As I note in the blog post in various places if one can organize the code so that cancellation is explicit things are indeed easier. I also cite eventfd as one way of doing so. What I meant to convey is that there's no easy way to cancel arbitrary code safely.


I have been using signalfd + epoll where it looks like I could use eventfd instead (or just epoll_pwait). Is there a significant benefit to one approach over another? I suspect eventfd might be more efficient (and doesn't use up a signal handler... when are we going to get SIGUSR3 ?!?).


I don't really get it. There are two possibilities here:

* You control all the IO, and then you can use some cooperative mechanism to signal cancellation to the thread.
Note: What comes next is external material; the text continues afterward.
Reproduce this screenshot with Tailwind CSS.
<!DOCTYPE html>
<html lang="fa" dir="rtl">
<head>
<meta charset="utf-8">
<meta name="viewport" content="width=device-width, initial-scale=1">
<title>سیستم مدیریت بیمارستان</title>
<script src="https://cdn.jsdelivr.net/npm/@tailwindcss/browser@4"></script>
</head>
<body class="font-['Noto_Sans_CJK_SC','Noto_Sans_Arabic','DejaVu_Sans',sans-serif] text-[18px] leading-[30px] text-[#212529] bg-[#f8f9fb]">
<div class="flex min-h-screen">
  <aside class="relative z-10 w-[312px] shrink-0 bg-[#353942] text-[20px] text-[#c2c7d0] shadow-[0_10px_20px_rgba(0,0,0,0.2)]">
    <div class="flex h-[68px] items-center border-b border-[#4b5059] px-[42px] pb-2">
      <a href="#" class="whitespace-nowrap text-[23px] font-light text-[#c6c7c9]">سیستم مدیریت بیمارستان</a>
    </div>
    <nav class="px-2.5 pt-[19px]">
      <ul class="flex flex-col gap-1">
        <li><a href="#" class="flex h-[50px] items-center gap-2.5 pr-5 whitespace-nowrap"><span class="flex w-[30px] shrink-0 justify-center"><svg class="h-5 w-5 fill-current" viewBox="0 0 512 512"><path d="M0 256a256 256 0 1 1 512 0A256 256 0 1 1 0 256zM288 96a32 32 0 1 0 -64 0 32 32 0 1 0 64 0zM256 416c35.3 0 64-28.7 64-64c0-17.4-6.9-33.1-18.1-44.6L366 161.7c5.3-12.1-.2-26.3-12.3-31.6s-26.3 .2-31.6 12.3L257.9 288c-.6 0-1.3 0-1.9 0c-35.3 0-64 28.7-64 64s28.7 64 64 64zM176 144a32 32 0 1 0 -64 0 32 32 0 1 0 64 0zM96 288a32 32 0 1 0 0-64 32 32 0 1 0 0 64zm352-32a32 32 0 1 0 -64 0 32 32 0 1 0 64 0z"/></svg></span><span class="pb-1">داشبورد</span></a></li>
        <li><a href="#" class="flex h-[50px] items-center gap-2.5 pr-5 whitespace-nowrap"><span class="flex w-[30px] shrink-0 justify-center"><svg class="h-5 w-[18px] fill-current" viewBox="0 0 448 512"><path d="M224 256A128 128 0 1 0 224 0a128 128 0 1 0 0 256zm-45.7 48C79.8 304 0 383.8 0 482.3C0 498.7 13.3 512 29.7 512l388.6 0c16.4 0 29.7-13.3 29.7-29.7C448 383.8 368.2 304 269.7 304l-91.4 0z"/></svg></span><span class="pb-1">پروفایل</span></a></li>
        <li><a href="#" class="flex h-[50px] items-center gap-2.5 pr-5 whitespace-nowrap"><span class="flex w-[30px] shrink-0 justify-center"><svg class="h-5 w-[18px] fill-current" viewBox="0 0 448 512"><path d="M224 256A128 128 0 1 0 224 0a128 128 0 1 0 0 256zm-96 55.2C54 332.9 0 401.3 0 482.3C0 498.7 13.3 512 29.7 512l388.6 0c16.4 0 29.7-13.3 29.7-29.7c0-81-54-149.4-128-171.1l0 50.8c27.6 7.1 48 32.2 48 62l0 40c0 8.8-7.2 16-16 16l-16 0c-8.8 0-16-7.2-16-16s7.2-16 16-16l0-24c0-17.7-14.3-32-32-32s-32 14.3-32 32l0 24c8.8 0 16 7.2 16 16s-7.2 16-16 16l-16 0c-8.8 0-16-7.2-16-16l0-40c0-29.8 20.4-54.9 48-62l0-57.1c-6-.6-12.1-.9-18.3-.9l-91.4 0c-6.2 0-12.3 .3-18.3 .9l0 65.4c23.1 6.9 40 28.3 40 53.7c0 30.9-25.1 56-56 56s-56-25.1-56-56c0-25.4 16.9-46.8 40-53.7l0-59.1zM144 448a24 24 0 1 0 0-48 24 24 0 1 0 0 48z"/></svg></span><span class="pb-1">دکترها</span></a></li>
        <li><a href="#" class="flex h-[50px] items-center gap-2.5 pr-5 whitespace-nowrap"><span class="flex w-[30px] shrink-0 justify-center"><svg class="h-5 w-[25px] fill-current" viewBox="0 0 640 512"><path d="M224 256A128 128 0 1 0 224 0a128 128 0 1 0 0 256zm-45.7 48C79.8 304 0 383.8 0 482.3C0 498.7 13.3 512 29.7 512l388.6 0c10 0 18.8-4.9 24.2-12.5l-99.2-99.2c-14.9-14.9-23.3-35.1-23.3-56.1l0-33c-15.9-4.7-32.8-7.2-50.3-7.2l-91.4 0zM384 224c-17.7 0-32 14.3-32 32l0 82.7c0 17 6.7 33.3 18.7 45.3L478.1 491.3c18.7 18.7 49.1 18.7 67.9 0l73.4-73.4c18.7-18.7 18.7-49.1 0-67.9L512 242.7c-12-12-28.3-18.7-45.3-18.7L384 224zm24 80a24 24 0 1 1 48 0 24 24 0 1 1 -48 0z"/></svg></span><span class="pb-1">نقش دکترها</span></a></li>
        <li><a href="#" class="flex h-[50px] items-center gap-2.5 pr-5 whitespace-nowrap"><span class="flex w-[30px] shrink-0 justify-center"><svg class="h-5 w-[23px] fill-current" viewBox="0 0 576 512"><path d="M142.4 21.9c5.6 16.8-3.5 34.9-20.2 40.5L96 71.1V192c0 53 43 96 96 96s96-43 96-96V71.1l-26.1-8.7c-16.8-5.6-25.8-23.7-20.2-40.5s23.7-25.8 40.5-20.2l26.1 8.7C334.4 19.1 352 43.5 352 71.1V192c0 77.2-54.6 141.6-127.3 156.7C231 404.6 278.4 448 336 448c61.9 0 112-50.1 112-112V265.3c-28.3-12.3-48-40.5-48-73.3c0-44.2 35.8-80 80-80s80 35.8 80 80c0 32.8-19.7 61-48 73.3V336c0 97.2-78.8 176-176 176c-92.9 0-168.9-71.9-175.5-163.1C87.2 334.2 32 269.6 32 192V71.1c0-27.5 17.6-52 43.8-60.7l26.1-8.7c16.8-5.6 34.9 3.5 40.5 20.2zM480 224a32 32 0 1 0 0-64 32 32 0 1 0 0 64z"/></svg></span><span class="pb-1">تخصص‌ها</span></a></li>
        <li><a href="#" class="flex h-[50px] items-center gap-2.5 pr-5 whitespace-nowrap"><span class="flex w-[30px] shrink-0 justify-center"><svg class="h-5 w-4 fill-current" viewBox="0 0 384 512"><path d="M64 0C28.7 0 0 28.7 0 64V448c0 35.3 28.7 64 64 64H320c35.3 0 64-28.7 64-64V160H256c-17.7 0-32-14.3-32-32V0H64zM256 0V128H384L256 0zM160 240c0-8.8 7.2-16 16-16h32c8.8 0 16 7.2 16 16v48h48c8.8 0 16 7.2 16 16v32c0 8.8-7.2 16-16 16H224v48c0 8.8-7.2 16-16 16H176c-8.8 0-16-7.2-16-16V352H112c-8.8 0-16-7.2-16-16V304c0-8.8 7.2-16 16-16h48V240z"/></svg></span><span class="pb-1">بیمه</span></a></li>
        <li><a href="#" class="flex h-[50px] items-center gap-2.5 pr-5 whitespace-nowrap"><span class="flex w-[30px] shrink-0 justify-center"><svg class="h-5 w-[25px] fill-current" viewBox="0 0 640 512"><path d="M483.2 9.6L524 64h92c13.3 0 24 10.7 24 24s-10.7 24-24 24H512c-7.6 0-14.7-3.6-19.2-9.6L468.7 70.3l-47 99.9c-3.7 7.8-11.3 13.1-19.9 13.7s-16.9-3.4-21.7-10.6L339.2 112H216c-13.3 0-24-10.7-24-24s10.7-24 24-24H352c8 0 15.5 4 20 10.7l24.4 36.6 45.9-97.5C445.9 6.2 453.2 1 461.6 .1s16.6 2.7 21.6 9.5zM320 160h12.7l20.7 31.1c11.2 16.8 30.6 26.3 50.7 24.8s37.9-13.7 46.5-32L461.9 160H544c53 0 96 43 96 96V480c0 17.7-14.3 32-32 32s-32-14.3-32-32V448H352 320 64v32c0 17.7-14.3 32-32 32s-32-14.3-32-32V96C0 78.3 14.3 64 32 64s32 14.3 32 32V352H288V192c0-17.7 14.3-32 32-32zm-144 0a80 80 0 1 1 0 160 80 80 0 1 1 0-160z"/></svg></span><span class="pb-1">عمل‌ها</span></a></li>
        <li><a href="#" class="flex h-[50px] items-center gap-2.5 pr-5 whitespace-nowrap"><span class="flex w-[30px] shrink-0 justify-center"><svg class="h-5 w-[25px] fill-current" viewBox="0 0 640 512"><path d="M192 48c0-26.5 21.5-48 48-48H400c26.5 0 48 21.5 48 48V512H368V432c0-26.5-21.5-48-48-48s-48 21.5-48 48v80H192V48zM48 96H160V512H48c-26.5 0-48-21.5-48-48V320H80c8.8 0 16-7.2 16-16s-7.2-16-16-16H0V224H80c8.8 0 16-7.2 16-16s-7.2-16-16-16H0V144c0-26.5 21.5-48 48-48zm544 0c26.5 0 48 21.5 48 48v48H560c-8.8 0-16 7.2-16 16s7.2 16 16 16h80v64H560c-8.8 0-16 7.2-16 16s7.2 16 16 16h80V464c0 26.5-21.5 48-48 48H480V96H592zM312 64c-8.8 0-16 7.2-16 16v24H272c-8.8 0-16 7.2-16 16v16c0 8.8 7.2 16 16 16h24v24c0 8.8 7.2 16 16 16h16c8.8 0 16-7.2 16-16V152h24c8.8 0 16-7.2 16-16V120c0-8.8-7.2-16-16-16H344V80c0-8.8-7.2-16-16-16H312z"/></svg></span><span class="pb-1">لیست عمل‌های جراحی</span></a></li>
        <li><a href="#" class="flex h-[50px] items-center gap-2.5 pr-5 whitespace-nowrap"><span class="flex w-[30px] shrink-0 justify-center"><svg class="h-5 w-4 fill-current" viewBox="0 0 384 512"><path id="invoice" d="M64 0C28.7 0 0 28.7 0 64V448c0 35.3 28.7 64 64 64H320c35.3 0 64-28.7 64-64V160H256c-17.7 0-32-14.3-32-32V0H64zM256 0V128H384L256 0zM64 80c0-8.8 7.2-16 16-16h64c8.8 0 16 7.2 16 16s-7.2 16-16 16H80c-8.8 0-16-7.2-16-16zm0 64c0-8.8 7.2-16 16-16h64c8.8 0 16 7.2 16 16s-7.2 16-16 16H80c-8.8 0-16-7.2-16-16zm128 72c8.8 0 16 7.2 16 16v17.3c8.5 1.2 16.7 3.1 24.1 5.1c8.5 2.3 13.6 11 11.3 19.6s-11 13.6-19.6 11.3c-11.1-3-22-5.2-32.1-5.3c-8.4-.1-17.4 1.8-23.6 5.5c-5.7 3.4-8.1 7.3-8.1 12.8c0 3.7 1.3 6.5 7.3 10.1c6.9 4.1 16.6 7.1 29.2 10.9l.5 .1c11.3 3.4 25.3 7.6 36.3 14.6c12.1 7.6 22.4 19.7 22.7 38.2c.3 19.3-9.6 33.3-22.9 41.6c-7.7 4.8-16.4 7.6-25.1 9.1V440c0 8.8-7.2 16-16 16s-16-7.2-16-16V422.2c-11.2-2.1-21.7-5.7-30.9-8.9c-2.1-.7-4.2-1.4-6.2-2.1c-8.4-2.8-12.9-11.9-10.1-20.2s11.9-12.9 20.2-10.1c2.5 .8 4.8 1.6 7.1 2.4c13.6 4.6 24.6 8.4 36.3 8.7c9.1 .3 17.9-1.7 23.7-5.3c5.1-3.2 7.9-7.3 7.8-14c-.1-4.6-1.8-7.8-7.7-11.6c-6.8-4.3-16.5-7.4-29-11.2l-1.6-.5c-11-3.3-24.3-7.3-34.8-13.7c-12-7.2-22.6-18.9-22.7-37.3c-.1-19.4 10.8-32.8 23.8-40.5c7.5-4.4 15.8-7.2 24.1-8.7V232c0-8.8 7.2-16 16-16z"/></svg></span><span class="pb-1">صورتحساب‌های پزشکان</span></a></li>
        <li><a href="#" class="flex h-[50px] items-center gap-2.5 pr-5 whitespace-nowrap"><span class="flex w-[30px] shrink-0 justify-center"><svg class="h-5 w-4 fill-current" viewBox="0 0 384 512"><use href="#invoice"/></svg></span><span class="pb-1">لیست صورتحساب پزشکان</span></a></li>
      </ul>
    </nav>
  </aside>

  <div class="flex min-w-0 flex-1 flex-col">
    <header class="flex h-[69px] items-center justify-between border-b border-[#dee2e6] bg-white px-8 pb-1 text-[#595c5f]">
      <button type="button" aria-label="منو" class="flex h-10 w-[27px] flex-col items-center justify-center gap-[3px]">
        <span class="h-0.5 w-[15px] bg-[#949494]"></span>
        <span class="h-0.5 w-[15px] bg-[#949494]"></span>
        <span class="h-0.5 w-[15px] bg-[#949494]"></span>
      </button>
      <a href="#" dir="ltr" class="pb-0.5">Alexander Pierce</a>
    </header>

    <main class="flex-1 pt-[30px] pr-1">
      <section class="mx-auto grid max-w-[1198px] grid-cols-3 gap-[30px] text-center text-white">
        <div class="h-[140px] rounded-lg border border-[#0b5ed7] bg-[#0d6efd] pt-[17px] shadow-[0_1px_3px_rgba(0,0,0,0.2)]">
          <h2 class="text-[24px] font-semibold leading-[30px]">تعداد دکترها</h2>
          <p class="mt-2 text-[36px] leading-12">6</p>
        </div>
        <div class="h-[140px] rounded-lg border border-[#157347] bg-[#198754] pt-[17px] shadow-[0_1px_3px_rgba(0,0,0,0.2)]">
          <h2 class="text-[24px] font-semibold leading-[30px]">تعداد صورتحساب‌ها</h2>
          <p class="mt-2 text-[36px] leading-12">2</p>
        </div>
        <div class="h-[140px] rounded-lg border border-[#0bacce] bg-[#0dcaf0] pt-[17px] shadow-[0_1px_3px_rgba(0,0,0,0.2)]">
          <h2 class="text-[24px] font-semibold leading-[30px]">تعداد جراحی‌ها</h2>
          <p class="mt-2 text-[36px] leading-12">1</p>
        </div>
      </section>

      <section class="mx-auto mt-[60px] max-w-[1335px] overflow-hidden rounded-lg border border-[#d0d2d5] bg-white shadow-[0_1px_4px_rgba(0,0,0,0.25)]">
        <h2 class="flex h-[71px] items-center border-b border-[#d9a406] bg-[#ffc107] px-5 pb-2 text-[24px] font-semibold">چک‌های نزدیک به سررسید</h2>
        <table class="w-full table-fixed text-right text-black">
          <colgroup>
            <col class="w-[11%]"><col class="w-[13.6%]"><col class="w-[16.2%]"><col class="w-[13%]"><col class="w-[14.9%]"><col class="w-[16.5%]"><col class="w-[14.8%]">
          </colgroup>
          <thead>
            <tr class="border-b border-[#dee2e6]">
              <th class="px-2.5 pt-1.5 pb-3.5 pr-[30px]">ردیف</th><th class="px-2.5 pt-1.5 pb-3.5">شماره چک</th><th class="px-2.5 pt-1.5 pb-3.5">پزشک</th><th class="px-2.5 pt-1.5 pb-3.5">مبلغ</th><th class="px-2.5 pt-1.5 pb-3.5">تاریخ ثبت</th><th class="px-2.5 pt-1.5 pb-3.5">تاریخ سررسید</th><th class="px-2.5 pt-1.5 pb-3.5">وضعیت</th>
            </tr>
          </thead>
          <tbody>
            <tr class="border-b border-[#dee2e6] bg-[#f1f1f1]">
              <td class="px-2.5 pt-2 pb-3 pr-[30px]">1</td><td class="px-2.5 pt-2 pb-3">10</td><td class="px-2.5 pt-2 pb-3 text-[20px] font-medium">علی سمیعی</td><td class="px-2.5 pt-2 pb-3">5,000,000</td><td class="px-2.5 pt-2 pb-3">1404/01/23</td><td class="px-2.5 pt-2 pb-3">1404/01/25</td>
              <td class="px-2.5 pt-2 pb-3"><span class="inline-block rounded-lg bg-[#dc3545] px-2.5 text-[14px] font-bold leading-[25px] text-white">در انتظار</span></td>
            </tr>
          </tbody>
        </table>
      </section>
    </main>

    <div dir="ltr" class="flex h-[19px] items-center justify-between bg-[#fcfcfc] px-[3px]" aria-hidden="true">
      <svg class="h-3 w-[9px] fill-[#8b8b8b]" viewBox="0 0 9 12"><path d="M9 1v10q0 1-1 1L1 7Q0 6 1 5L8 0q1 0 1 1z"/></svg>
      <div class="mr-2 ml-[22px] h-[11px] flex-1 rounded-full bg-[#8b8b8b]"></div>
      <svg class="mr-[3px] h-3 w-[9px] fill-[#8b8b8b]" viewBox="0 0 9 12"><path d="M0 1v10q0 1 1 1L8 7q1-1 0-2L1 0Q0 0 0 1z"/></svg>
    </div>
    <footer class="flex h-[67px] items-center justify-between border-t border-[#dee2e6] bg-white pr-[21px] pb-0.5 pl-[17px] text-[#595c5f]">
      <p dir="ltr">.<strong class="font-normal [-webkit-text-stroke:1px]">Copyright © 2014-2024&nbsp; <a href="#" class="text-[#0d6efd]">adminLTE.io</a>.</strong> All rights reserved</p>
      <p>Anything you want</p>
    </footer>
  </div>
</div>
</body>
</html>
* You don't control IO code at the syscall level (e.g. you're using some library that uses sockets under the hood, such as a database client library)... But then it's just obvious you're screwed. If you could somehow terminate the thread abruptly then you'll leak resources (possibly leaving mutexes locked, as you said), or if you interrupt syscalls with an error code then the library won't understand it. That's too trivial to warrant a blog post fussing about signals.

The only useful discussion to have on the topic of thread cancellation is what happens when you can do a cooperative cancel, so I don't think it's fair to shoot that discussion down.


You can still put the code in another process and send SIGKILL.